APEI(4) Device Drivers Manual APEI(4)

apeiACPI Platform Error Interfaces

apei* at apeibus?

apei reports hardware errors discovered through APEI, the ACPI Platform Error Interfaces.

apei also supports injecting errors.

When the hardware detects an error and reports it to apei, it will print information about the error to the console.

Example of a correctable memory error, automatically corrected by the system, with no further intervention needed:

apei0: error source 1 reported hardware error: severity=corrected nentries=1 status=0x12<CE,GEDE_COUNT=0x1>
apei0: error source 1 entry 0: SectionType={0xa5bc1114,0x6f64,0x4ede,0xb8b8,{0x3e,0x83,0xed,0x7c,0x83,0xb1}} (memory error)
apei0: error source 1 entry 0: ErrorSeverity=2 (corrected)
apei0: error source 1 entry 0: Revision=0x201
apei0: error source 1 entry 0: Flags=0x1<PRIMARY>
apei0: error source 1 entry 0: FruText=CorrectedErr
apei0: error source 1 entry 0: MemoryErrorType=8 (PARITY_ERROR)

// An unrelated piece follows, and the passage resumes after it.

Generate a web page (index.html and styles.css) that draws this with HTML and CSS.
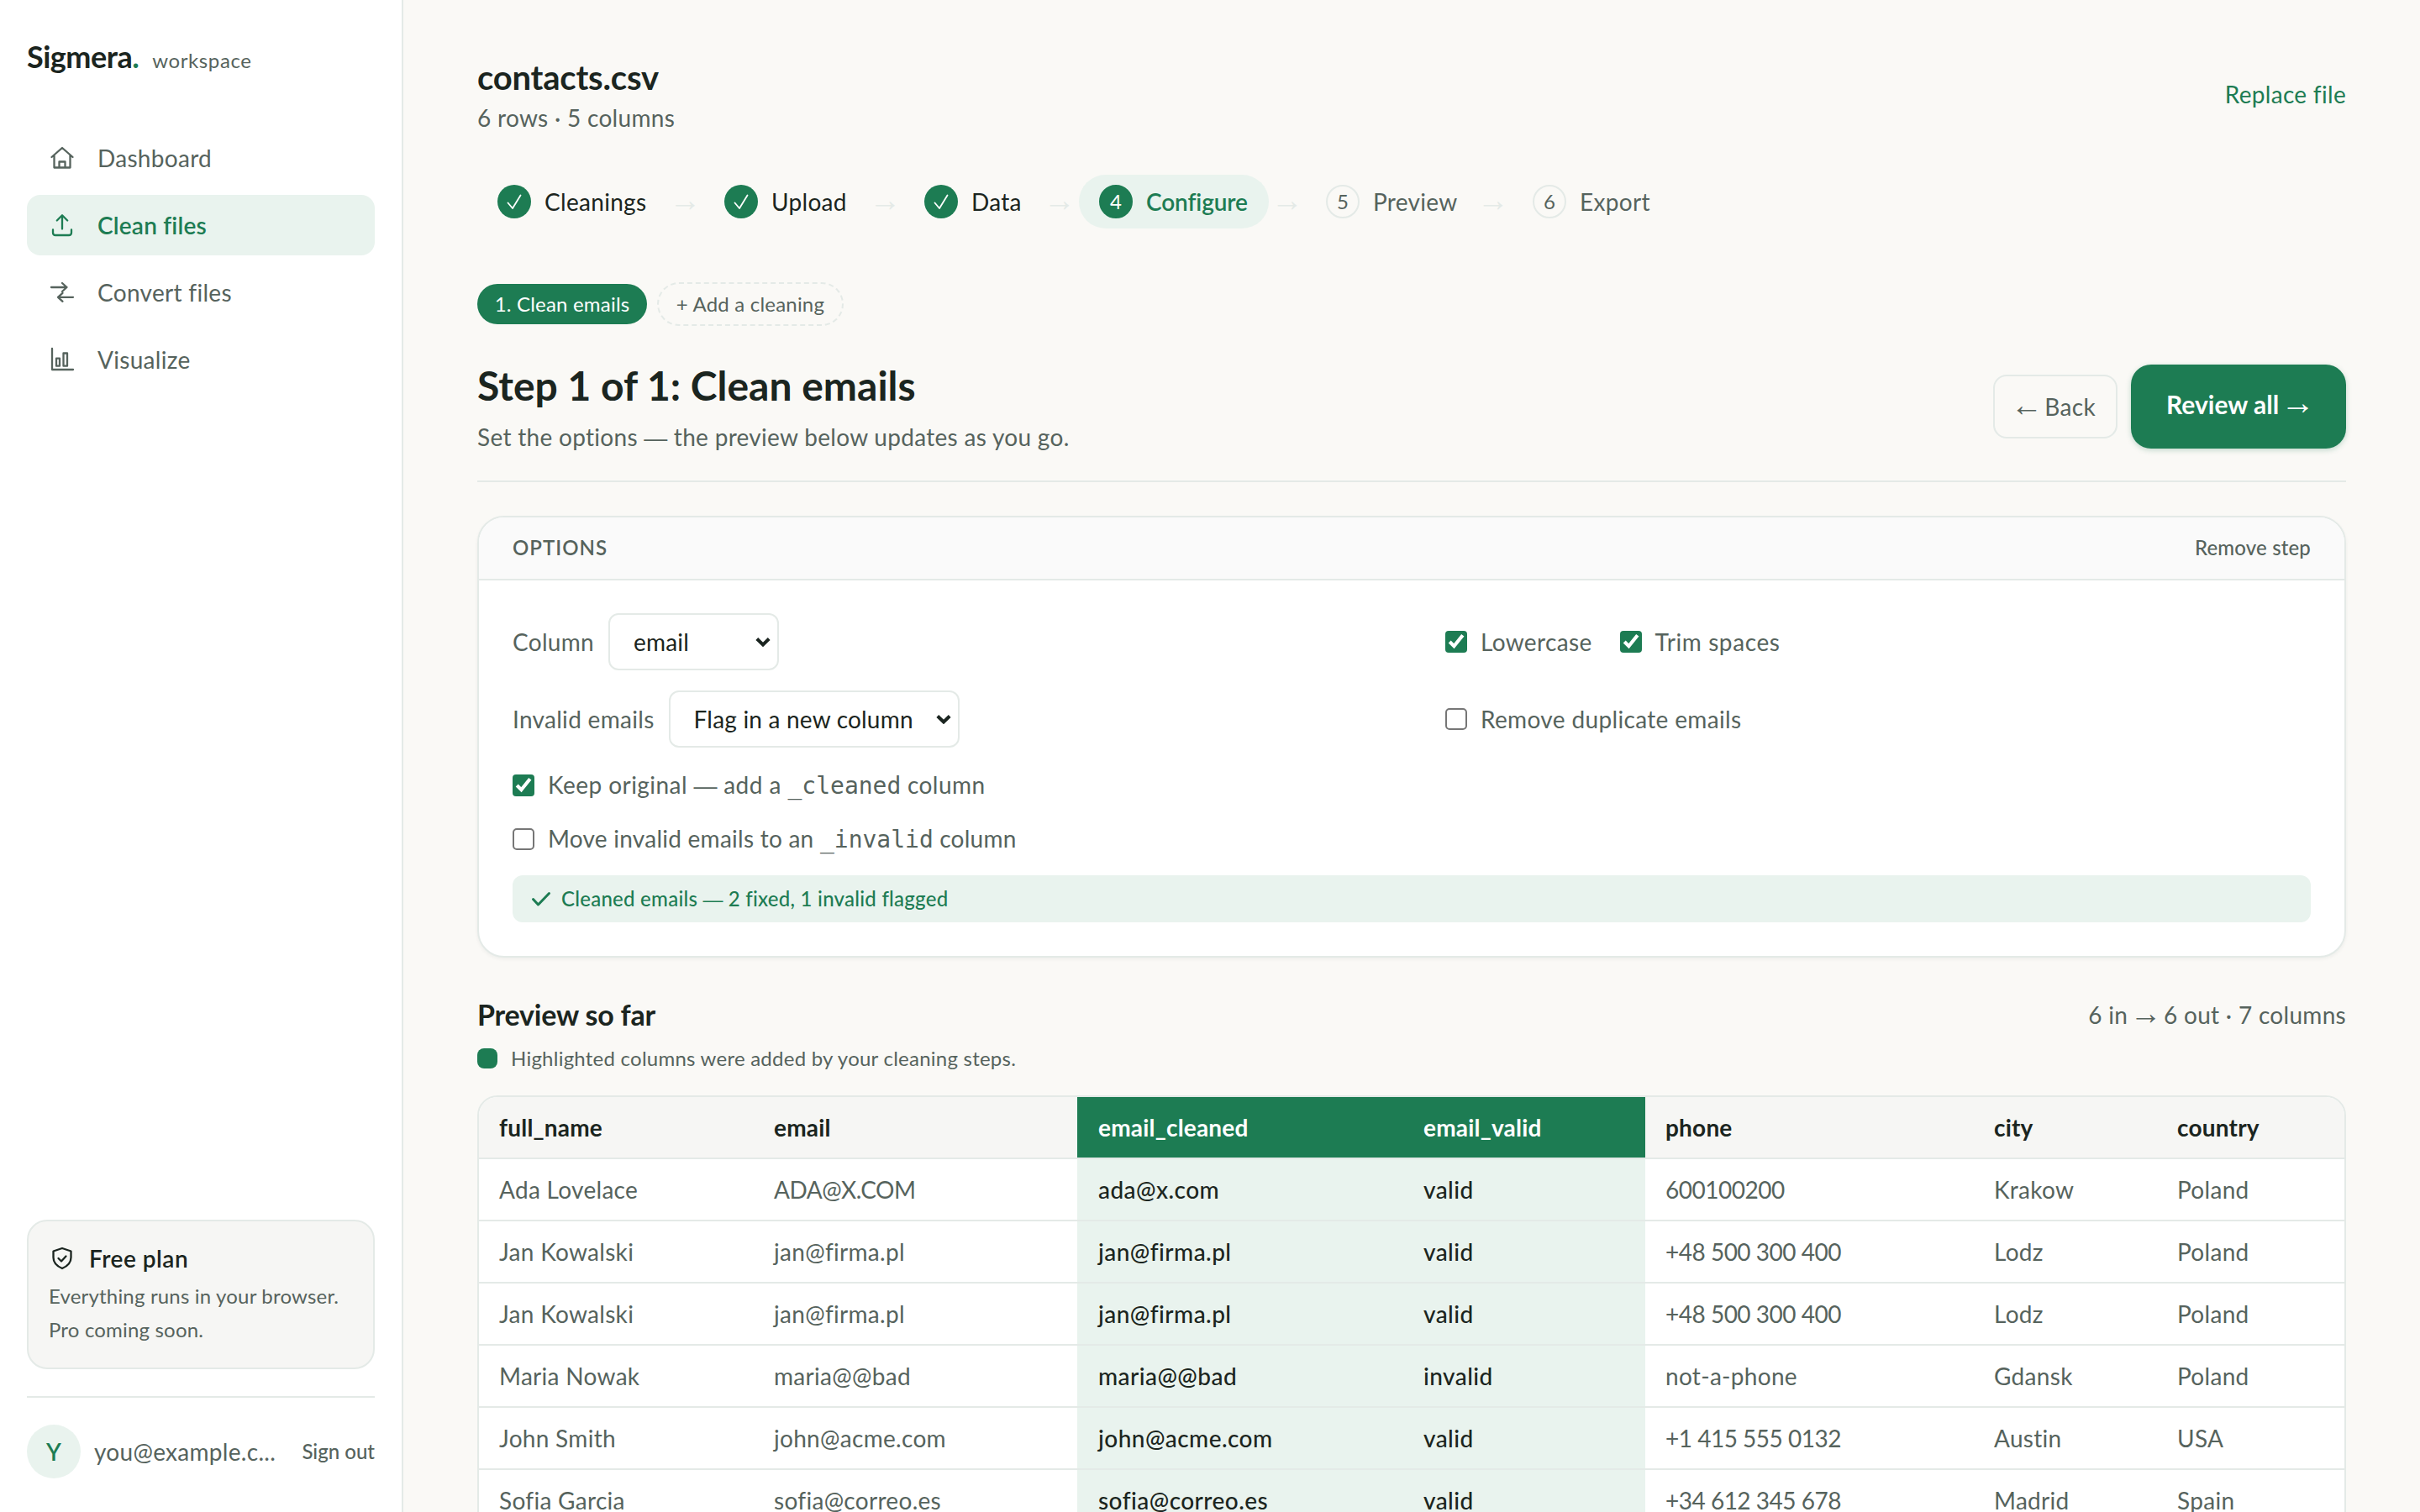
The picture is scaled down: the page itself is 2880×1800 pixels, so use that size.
FILE: index.html
```
<!DOCTYPE html>
<html lang="en">
<head>
    <meta charset="UTF-8">
    <title>Sigmera workspace</title>
    <meta name="viewport" content="width=device-width,initial-scale=1.0">
  <link rel="stylesheet" href="styles.css">
</head>
<body>
<div class="app">
  <aside class="sidebar">
    <div class="logo">Sigmera<i>.</i><span>workspace</span></div>
    <nav class="nav">
      <a class="nav-item">
        <svg viewBox="0 0 36 36"><path d="M5.500 17L18 6l12.500 11M8.500 14.500v15h19v-15M14.500 29.500V22.500h7v7"/></svg>
        Dashboard
      </a>
      <a class="nav-item active">
        <svg viewBox="0 0 36 36"><path d="M18 22.500V6.500M11.800 12.500L18 6.300l6.200 6.200M7 23.500v3.500q0 3 3 3h16q3 0 3-3v-3.500"/></svg>
        Clean files
      </a>
      <a class="nav-item">
        <svg viewBox="0 0 36 36"><path d="M5 12h18.500M18 7l5.500 5-5.500 5M31 23.800H13M18.500 18.800l-5.500 5 5.500 5"/></svg>
        Convert files
      </a>
      <a class="nav-item">
        <svg viewBox="0 0 36 36"><path d="M6 5v25h25"/><rect x="11" y="16.700" width="4" height="9"/><rect x="19.500" y="10.500" width="4.500" height="15.200"/></svg>
        Visualize
      </a>
    </nav>
    <div class="plan">
      <div class="plan-title">
        <svg viewBox="0 0 32 32"><path d="M16 4l10.500 3.500v7.500c0 6.500-4.500 10.500-10.500 13-6-2.500-10.500-6.500-10.500-13V7.500z"/><path d="M11.500 16l3.500 3.500 5.500-6"/></svg>
        Free plan
      </div>
      <p>Everything runs in your browser.<br>Pro coming soon.</p>
    </div>
    <div class="user">
      <div class="avatar">Y</div>
      <div class="mail">you@example.c...</div>
      <a class="signout">Sign out</a>
    </div>
  </aside>

  <main class="main">
    <header class="file">
      <div>
        <h1>contacts.csv</h1>
        <p>6 rows · 5 columns</p>
      </div>
      <a class="replace">Replace file</a>
    </header>

    <div class="steps">
      <div class="step done"><b><svg viewBox="0 0 40 40"><path d="M12.500 21.500l5.500 6.500 9.500-15.500"/></svg></b>Cleanings</div>
      <span class="next"><span class="arrow">→</span></span>
      <div class="step done"><b><svg viewBox="0 0 40 40"><path d="M12.500 21.500l5.500 6.500 9.500-15.500"/></svg></b>Upload</div>
      <span class="next"><span class="arrow">→</span></span>
      <div class="step done"><b><svg viewBox="0 0 40 40"><path d="M12.500 21.500l5.500 6.500 9.500-15.500"/></svg></b>Data</div>
      <span class="next"><span class="arrow">→</span></span>
      <div class="step current"><b>4</b>Configure</div>
      <span class="next"><span class="arrow">→</span></span>
      <div class="step"><b>5</b>Preview</div>
      <span class="next"><span class="arrow">→</span></span>
      <div class="step"><b>6</b>Export</div>
    </div>

    <div class="chips">
      <span class="chip">1. Clean emails</span>
      <span class="chip add">+ Add a cleaning</span>
    </div>

    <section class="title">
      <div>
        <h2>Step 1 of 1: Clean emails</h2>
        <p>Set the options <span class="dash">—</span> the preview below updates as you go.</p>
      </div>
      <div class="actions">
        <a class="back"><span class="arrow">←</span> Back</a>
        <a class="review">Review all <span class="arrow">→</span></a>
      </div>
    </section>

    <section class="panel">
      <div class="panel-head">
        <span class="caption">OPTIONS</span>
        <a class="remove">Remove step</a>
      </div>
      <div class="panel-body">
        <div class="options">
          <div class="field">Column
            <select class="s-col"><option>email</option></select>
          </div>
          <div class="field">
            <label class="check"><input type="checkbox" checked>Lowercase</label>
            <label class="check trim"><input type="checkbox" checked>Trim spaces</label>
          </div>
          <div class="field">Invalid emails
            <select class="s-flag"><option>Flag in a new column</option></select>
          </div>
          <div class="field">
            <label class="check"><input type="checkbox">Remove duplicate emails</label>
          </div>
        </div>
        <label class="check line keep"><input type="checkbox" checked><span>Keep original <span class="dash">—</span> add a <code>_cleaned</code> column</span></label>
        <label class="check line"><input type="checkbox"><span>Move invalid emails to an <code>_invalid</code> column</span></label>
        <div class="result">
          <svg viewBox="0 0 24 24"><path d="M2.500 12.500l6 6.500L21.500 5.500"/></svg>
          <span>Cleaned emails <span class="dash">—</span> 2 fixed, 1 invalid flagged</span>
        </div>
      </div>
    </section>

    <div class="preview-head">
      <h3>Preview so far</h3>
      <p>6 in <span class="arrow">→</span> 6 out · 7 columns</p>
    </div>
    <div class="legend"><i></i>Highlighted columns were added by your cleaning steps.</div>

    <div class="table-wrap">
      <table class="table">
        <colgroup>
          <col class="c1"><col class="c2"><col class="c3"><col class="c4"><col class="c5"><col class="c6"><col class="c7">
        </colgroup>
        <tr><th>full_name</th><th>email</th><th class="new">email_cleaned</th><th class="new">email_valid</th><th>phone</th><th>city</th><th>country</th></tr>
        <tr><td>Ada Lovelace</td><td class="num">ADA@X.COM</td><td class="new">ada@x.com</td><td class="new">valid</td><td class="num">600100200</td><td>Krakow</td><td>Poland</td></tr>
        <tr><td>Jan Kowalski</td><td>jan@firma.pl</td><td class="new">jan@firma.pl</td><td class="new">valid</td><td class="num">+48 500 300 400</td><td>Lodz</td><td>Poland</td></tr>
        <tr><td>Jan Kowalski</td><td>jan@firma.pl</td><td class="new">jan@firma.pl</td><td class="new">valid</td><td class="num">+48 500 300 400</td><td>Lodz</td><td>Poland</td></tr>
        <tr><td>Maria Nowak</td><td>maria@@bad</td><td class="new">maria@@bad</td><td class="new">invalid</td><td>not-a-phone</td><td>Gdansk</td><td>Poland</td></tr>
        <tr><td>John Smith</td><td>john@acme.com</td><td class="new">john@acme.com</td><td class="new">valid</td><td class="num">+1 415 555 0132</td><td>Austin</td><td>USA</td></tr>
        <tr><td>Sofia Garcia</td><td>sofia@correo.es</td><td class="new">sofia@correo.es</td><td class="new">valid</td><td class="num">+34 612 345 678</td><td>Madrid</td><td>Spain</td></tr>
      </table>
    </div>
  </main>
</div>
</body>
</html>
```
FILE: styles.css
```
*{
  margin: 0;
  padding: 0;
  box-sizing: border-box;
}
:root{
  --green: #1d7c53;
  --soft: #e9f3ee;
  --line: #e4eae7;
  --ink: #1b2520;
  --muted: #56635d;
}
body{
  background: #faf9f6;
  color: var(--muted);
  font: 28px/44px Lato, sans-serif;
  letter-spacing: .3px;
}
svg{
  fill: none;
  stroke: currentColor;
  stroke-width: 2.3;
  stroke-linecap: round;
  stroke-linejoin: round;
  flex-shrink: 0;
}
.dash,
.arrow{
  font-family: "Liberation Sans", sans-serif;
  letter-spacing: 0;
}
.arrow{
  margin: 0 -5px;
  font-size: 1.35em;
  font-weight: 400;
  line-height: 0;
}
.app{
  display: flex;
  height: 1800px;
  overflow: hidden;
}

/* sidebar */
.sidebar{
  display: flex;
  flex-direction: column;
  flex-shrink: 0;
  width: 480px;
  padding: 43px 32px 40px;
  background: #fff;
  border-right: 2px solid var(--line);
}
.logo{
  height: 48px;
  line-height: 48px;
  color: var(--ink);
  font-size: 36px;
  font-weight: 700;
  letter-spacing: -.5px;
}
.logo i{
  font-style: normal;
  color: var(--green);
}
.logo span{
  margin-left: 16px;
  color: var(--muted);
  font-size: 24px;
  font-weight: 400;
  letter-spacing: .6px;
}
.nav{
  display: flex;
  flex-direction: column;
  gap: 8px;
  margin-top: 61px;
}
.nav-item{
  display: flex;
  align-items: center;
  gap: 24px;
  height: 72px;
  padding: 0 24px;
  border-radius: 16px;
}
.nav-item svg{
  width: 36px;
  height: 36px;
}
.nav-item.active{
  background: var(--soft);
  color: var(--green);
  font-weight: 600;
  letter-spacing: .2px;
}
.plan{
  height: 178px;
  margin-top: auto;
  padding: 22px 24px;
  border: 2px solid var(--line);
  border-radius: 24px;
  background: #f6f6f4;
}
.plan-title{
  display: flex;
  align-items: center;
  gap: 16px;
  height: 44px;
  color: var(--ink);
  font-weight: 600;
  letter-spacing: .5px;
}
.plan-title svg{
  width: 32px;
  height: 32px;
}
.plan p{
  margin-top: 3px;
  font-size: 24px;
  line-height: 40px;
  letter-spacing: .18px;
}
.user{
  display: flex;
  align-items: center;
  height: 98px;
  margin-top: 32px;
  padding-top: 32px;
  border-top: 2px solid var(--line);
}
.avatar{
  width: 64px;
  height: 64px;
  border-radius: 50%;
  background: var(--soft);
  color: var(--green);
  font-weight: 600;
  line-height: 64px;
  text-align: center;
}
.mail{
  margin-left: 16px;
  white-space: nowrap;
}
.signout{
  margin-left: auto;
  font-size: 24px;
  font-weight: 500;
  letter-spacing: 0;
  white-space: nowrap;
}

/* main column */
.main{
  width: 2400px;
  padding: 68px 88px 0;
}
.file{
  display: flex;
  justify-content: space-between;
  height: 92px;
}
h1{
  height: 50px;
  line-height: 48px;
  color: var(--ink);
  font-size: 40px;
  font-weight: 700;
  letter-spacing: -.2px;
}
.replace{
  margin-top: 22px;
  color: var(--green);
  letter-spacing: .3px;
}
.steps{
  display: grid;
  grid-template-columns: 225px 45px 193px 45px 162px 46px 226px 44px 200px 46px 188px;
  height: 64px;
  margin-top: 48px;
}
.step{
  display: flex;
  align-items: center;
  gap: 16px;
  padding-left: 24px;
  border-radius: 32px;
  white-space: nowrap;
}
.step b{
  width: 40px;
  height: 40px;
  border: 2px solid var(--line);
  border-radius: 50%;
  font-size: 24px;
  font-weight: 400;
  line-height: 36px;
  text-align: center;
  letter-spacing: 0;
}
.step b svg{
  display: block;
  width: 40px;
  height: 40px;
  stroke-width: 1.8;
}
.step.done{
  color: var(--ink);
}
.step.done b{
  border: 0;
  background: var(--green);
  color: #fff;
}
.step.current{
  background: var(--soft);
  color: var(--green);
  font-weight: 600;
  letter-spacing: -.1px;
}
.step.current b{
  border-color: var(--green);
  background: var(--green);
  color: #fff;
}
.next{
  color: var(--line);
  line-height: 64px;
  text-align: center;
}
.chips{
  display: flex;
  align-items: center;
  gap: 12px;
  height: 52px;
  margin-top: 64px;
}
.chip{
  width: 202px;
  height: 48px;
  border-radius: 26px;
  background: var(--green);
  color: #fff;
  font-size: 24px;
  line-height: 47px;
  text-align: center;
  letter-spacing: .2px;
}
.chip.add{
  width: 222px;
  height: 52px;
  border: 2px dashed var(--line);
  background: none;
  color: var(--muted);
}
.title{
  display: flex;
  justify-content: space-between;
  height: 186px;
  padding-top: 46px;
  border-bottom: 2px solid var(--line);
}
h2{
  margin-top: -9px;
  height: 72px;
  line-height: 68px;
  color: var(--ink);
  font-size: 48px;
  font-weight: 700;
  letter-spacing: 0;
}
.title p{
  margin-top: 1px;
}
.actions{
  display: flex;
  align-items: center;
  gap: 16px;
  height: 100px;
}
.back{
  width: 148px;
  height: 76px;
  border: 2px solid var(--line);
  border-radius: 16px;
  line-height: 72px;
  text-align: center;
}
.review{
  width: 256px;
  height: 100px;
  border-radius: 24px;
  background: var(--green);
  box-shadow: 0 2px 6px rgba(29,124,83,.25);
  color: #fff;
  font-size: 30px;
  font-weight: 700;
  line-height: 94px;
  text-align: center;
  letter-spacing: 0;
}
.review .arrow{
  font-weight: 700;
}

/* options panel */
.panel{
  height: 526px;
  margin-top: 40px;
  border: 2px solid var(--line);
  border-radius: 32px;
  background: #fff;
  box-shadow: 0 2px 4px rgba(27,37,32,.05);
  overflow: hidden;
}
.panel-head{
  display: flex;
  justify-content: space-between;
  align-items: center;
  height: 75px;
  padding: 0 40px 2px;
  border-bottom: 2px solid var(--line);
  background: #fafafa;
  font-size: 24px;
}
.caption{
  font-weight: 600;
  letter-spacing: 1px;
}
.remove{
  font-weight: 500;
  letter-spacing: .15px;
}
.panel-body{
  padding: 39px 40px;
}
.options{
  display: grid;
  grid-template-columns: 1fr 1fr;
  grid-template-rows: 68px 68px;
  gap: 24px 80px;
}
.field{
  display: flex;
  align-items: center;
  gap: 17px;
}
select{
  zoom: 2;
  height: 34px;
  padding: 0 0 0 14px;
  border: 1px solid var(--line);
  border-radius: 6px;
  appearance: none;
  background: #fff url("data:image/svg+xml,%3Csvg xmlns='http://www.w3.org/2000/svg' viewBox='0 0 18 12'%3E%3Cpath d='M1.800 2.500L9 9.500l7.200-7' fill='none' stroke='%231b2520' stroke-width='4'/%3E%3C/svg%3E") no-repeat right 4px center / 9px 6px;
  color: var(--ink);
  font: 14px Lato, sans-serif;
  letter-spacing: .1px;
}
.s-col{
  width: 101.5px;
}
.s-flag{
  width: 173px;
}
.check{
  display: flex;
  align-items: center;
  gap: 16px;
}
.check input{
  zoom: 2;
  width: 13px;
  height: 13px;
  accent-color: var(--green);
}
.trim{
  margin-left: 16px;
  letter-spacing: .6px;
}
.field .check:first-child{
  letter-spacing: .35px;
}
.line{
  height: 64px;
  letter-spacing: .25px;
}
.keep{
  margin-top: 13px;
  letter-spacing: .45px;
}
code{
  font-family: "DejaVu Sans Mono", monospace;
  font-size: 28px;
  letter-spacing: 0;
}
.result{
  display: flex;
  align-items: center;
  gap: 12px;
  height: 56px;
  margin-top: 11px;
  padding-left: 22px;
  border-radius: 12px;
  background: var(--soft);
  color: var(--green);
  font-size: 24px;
  font-weight: 500;
  letter-spacing: .25px;
}
.result svg{
  width: 24px;
  height: 24px;
  stroke-width: 3;
}

/* preview */
.preview-head{
  display: flex;
  justify-content: space-between;
  align-items: center;
  height: 48px;
  margin-top: 44px;
}
h3{
  color: var(--ink);
  font-size: 34px;
  font-weight: 700;
  letter-spacing: -.2px;
}
.legend{
  display: flex;
  align-items: center;
  gap: 16px;
  height: 40px;
  margin-top: 8px;
  font-size: 24px;
  letter-spacing: .24px;
}
.legend i{
  width: 24px;
  height: 24px;
  border-radius: 8px;
  background: var(--green);
}
.table-wrap{
  margin-top: 24px;
  border: 2px solid var(--line);
  border-radius: 24px;
  background: #fff;
  overflow: hidden;
}
.table{
  width: 2220px;
  table-layout: fixed;
  border-collapse: separate;
  border-spacing: 0;
}
.c1{ width: 327px; }
.c2{ width: 385px; }
.c3{ width: 387px; }
.c4{ width: 289px; }
.c5{ width: 391px; }
.c6{ width: 218px; }
.c7{ width: 223px; }
.table th,
.table td{
  height: 74px;
  padding: 0 24px;
  border-bottom: 2px solid var(--line);
  text-align: left;
  white-space: nowrap;
}
.table th{
  background: #f6f6f4;
  color: var(--ink);
  font-weight: 700;
  letter-spacing: .2px;
}
.table th.new{
  background: var(--green);
  color: #fff;
}
.table td.new{
  background: var(--soft);
  color: var(--ink);
  font-weight: 500;
  letter-spacing: .45px;
}
.table .new{
  padding-left: 25px;
}
.table td.num{
  letter-spacing: -.5px;
}
```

Example of a fatal uncorrectable memory error:
apei0: error source 0 reported hardware error: severity=fatal nentries=1 status=0x11<UE,GEDE_COUNT=0x1> apei0: error source 0 entry 0: SectionType={0xa5bc1114,0x6f64,0x4ede,0xb8b8,{0x3e,0x83,0xed,0x7c,0x83,0xb1}} (memory error) apei0: error source 0 entry 0: ErrorSeverity=1 (fatal) apei0: error source 0 entry 0: Revision=0x201 apei0: error source 0 entry 0: Flags=0x1<PRIMARY> apei0: error source 0 entry 0: FruText=UncorrectedErr apei0: error source 0 entry 0: ErrorStatus=0x400<ErrorType=0x4=ERR_MEM> apei0: error source 0 entry 0: Node=0x0 apei0: error source 0 entry 0: Module=0x0 apei0: error source 0 entry 0: Device=0x0 panic: fatal hardware error
Details of the hardware error sources can be dumped with acpidump(8).

acpi(4), acpihed(4), acpidump(8)

ACPI Specification 6.5, https://uefi.org/specs/ACPI/6.5/18_Platform_Error_Interfaces.html, Chapter 18: ACPI Platform Error Interfaces (APEI).

The apei driver first appeared in NetBSD 10.1.

The apei driver was written by Taylor R Campbell <riastradh@NetBSD.org>.

No sysctl interface to read BERT after boot.

No simple sysctl interface to inject errors with EINJ, or any way to inject errors at physical addresses in pages allocated for testing. Perhaps there should be a separate kernel module for that.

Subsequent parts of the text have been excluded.